What to produce: Only the number is wanted: how many lines contain the word "React"?

Data block:
+===+

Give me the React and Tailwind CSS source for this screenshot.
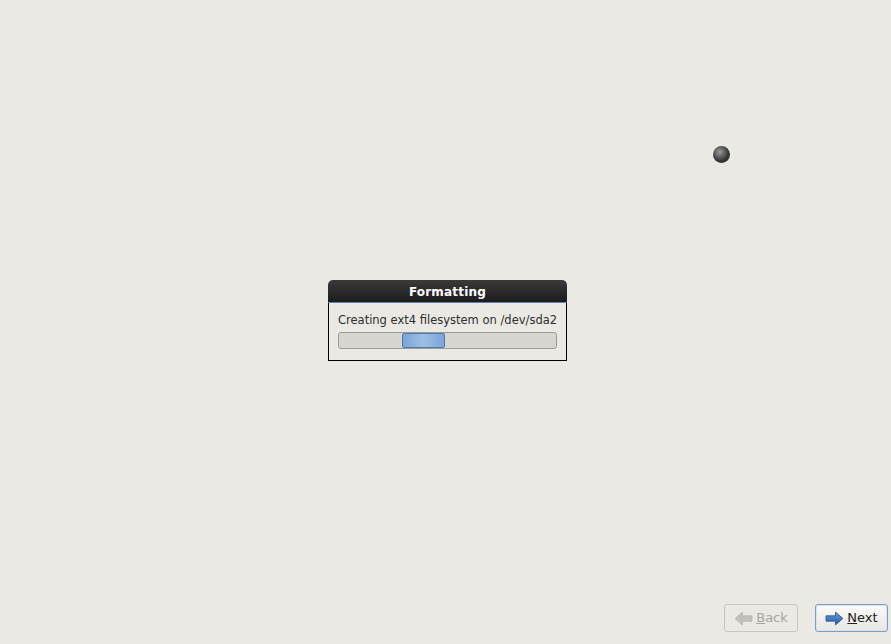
import React from "react";

function ArrowLeft({ color, dark }) {
  return (
    <svg width="19" height="15" viewBox="0 0 18 14">
      <path d="M1 7 L8 1 L8 4.5 L17 4.5 L17 9.5 L8 9.5 L8 13 Z" fill={color} stroke={dark} strokeWidth="0.8" strokeLinejoin="round" />
    </svg>
  );
}
function ArrowRight() {
  return (
    <svg width="19" height="15" viewBox="0 0 18 14">
      <defs>
        <linearGradient id="ar" x1="0" y1="0" x2="0" y2="1">
          <stop offset="0" stopColor="#6e9fd3" />
          <stop offset="1" stopColor="#1f5ea8" />
        </linearGradient>
      </defs>
      <path d="M17 7 L10 1 L10 4.5 L1 4.5 L1 9.5 L10 9.5 L10 13 Z" fill="url(#ar)" stroke="#1c4f8c" strokeWidth="0.8" strokeLinejoin="round" />
    </svg>
  );
}

export default function App() {
  return (
    <div
      className="relative w-[891px] h-[644px] bg-[#ebe9e4] flex flex-col overflow-hidden"
      style={{ fontFamily: '"DejaVu Sans", sans-serif' }}
    >
      <div className="flex-1 flex items-center justify-center pl-[4px] pt-[36px]">
        <div className="w-[239px] flex flex-col">
          <div className="h-[23px] rounded-t-[5px] bg-gradient-to-b from-[#3a3a3a] to-[#1c1c1c] flex items-center justify-center border-b border-[#5b7fa8] pt-[2px]">
            <span className="text-white text-[12px] font-bold tracking-[0.2px]">Formatting</span>
          </div>
          <div className="border-x border-b border-black bg-[#ebe9e4] px-[9px] pt-[8px] pb-[11px] flex flex-col gap-[3px]">
            <div className="text-[11.5px] text-[#2e2e2e] leading-[18px] whitespace-nowrap">Creating ext4 filesystem on /dev/sda2</div>
            <div className="relative h-[17px] rounded-[3px] border border-[#9d9b96] bg-[#d8d6d1]">
              <div className="absolute top-0 bottom-0 left-[63px] w-[43px] rounded-[2px] border border-[#4d79ab] bg-gradient-to-r from-[#7aa5d8] via-[#9dbfe6] to-[#7aa5d8]" />
            </div>
          </div>
        </div>
      </div>

      <div className="flex justify-end gap-[17px] pr-[3px] pb-[12px]">
        <div className="w-[74px] h-[28px] rounded-[3px] border border-[#c8c6c1] bg-[#ebe9e4] flex items-center justify-center gap-[3px] text-[13px] text-[#a8a6a1]">
          <ArrowLeft color="#c3c1bc" dark="#b5b3ae" />
          <span><span className="underline">B</span>ack</span>
        </div>
        <div className="w-[73px] h-[28px] rounded-[3px] border border-[#7f9dbf] bg-gradient-to-b from-[#fbfbfa] to-[#e8e6e1] shadow-[inset_0_0_0_1px_#d7e3f0] flex items-center justify-center gap-[3px] text-[13px] text-[#202020]">
          <ArrowRight />
          <span><span className="underline">N</span>ext</span>
        </div>
      </div>

      <div className="absolute left-[713px] top-[146px] w-[17px] h-[17px] rounded-full bg-[radial-gradient(circle_at_40%_35%,#9a9a9a,#3a3a3a_55%,#1a1a1a)]" />
    </div>
  );
}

+===+

The answer: 2